Survivors and their children gathered in Marikina to commemorate the 10th anniversary of Typhoon Ondoy.
EDSA at 40: Women Continue the Fight for Democracy and Accountability
The Center for Women’s Resources (CWR) joins the Filipino people in commemorating the 40th anniversary of the 1986 EDSA People Power, a historic moment that ended one of the darkest chapters in Philippine history – the violent, plunderous, and tyrannical regime of the late dictator Ferdinand Marcos Sr. We honor the courage of millions who resisted a fascist state, defended democratic rights, and reclaimed the nation through collective resistance.
Four decades later, the promise of genuine democracy remains unfulfilled. The structures that enabled dictatorship, the monopoly of political power, cronyism, and plunder, were never fully dismantled. Instead, they evolved into a system where public office is used to accumulate wealth and resources.
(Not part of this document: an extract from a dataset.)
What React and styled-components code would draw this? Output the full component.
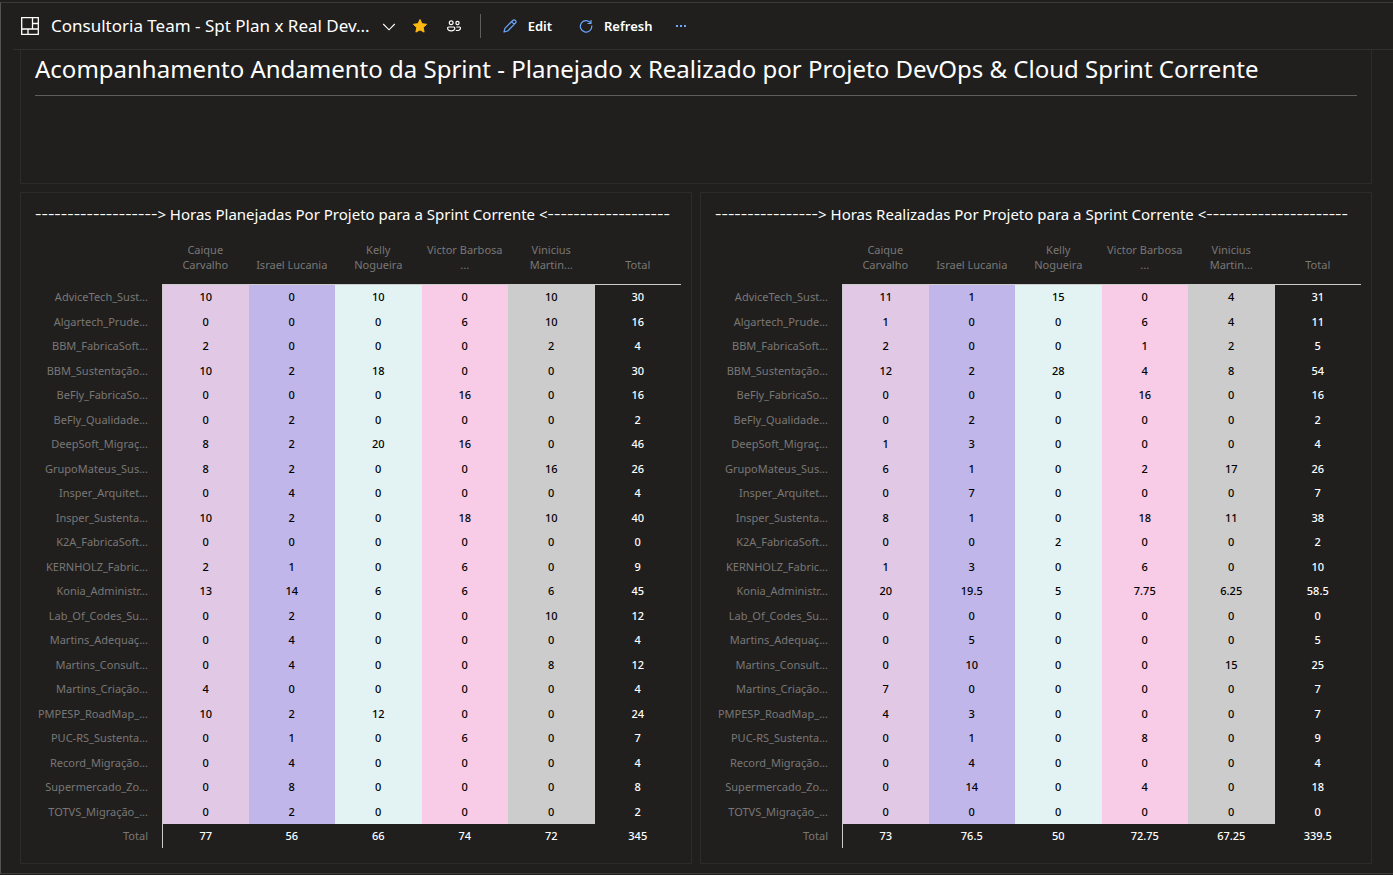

Today, history confronts us with an irony – the dictator’s son, Ferdinand Marcos Jr., now occupies the presidency. Under his administration, we once again witnessed large-scale corruption. Billions of pesos in unprogrammed allocations and infrastructure projects, including flood control programs long criticized as avenues for misuse of public funds have actually received the president’s approval.
At the same time, serious questions about millions in confidential and intelligence funds controversially spent during Sara Duterte’s tenure at the Department of Education have been met not with full transparency but with evasion.
All these show that corruption in the Philippines is not merely the wrongdoing of a few individuals but is embedded in a political and economic order designed to protect and enrich the powerful. Meanwhile, anti-poor neoliberal policies enacted by the same corrupt politicians continue to drive up prices, erode job security, and cut social spending. Women, children, workers, farmers, and urban poor communities bear the heaviest burden when public funds are siphoned away from health care, education, disaster response, among others.
We call on the Filipino people, especially women and the youth, to demand accountability, and organize towards systemic change. Our anger and frustration must be channeled into sustained struggle against all perpetrators and enablers of corruption, past and present, who have contributed to the suffering of the Filipino people.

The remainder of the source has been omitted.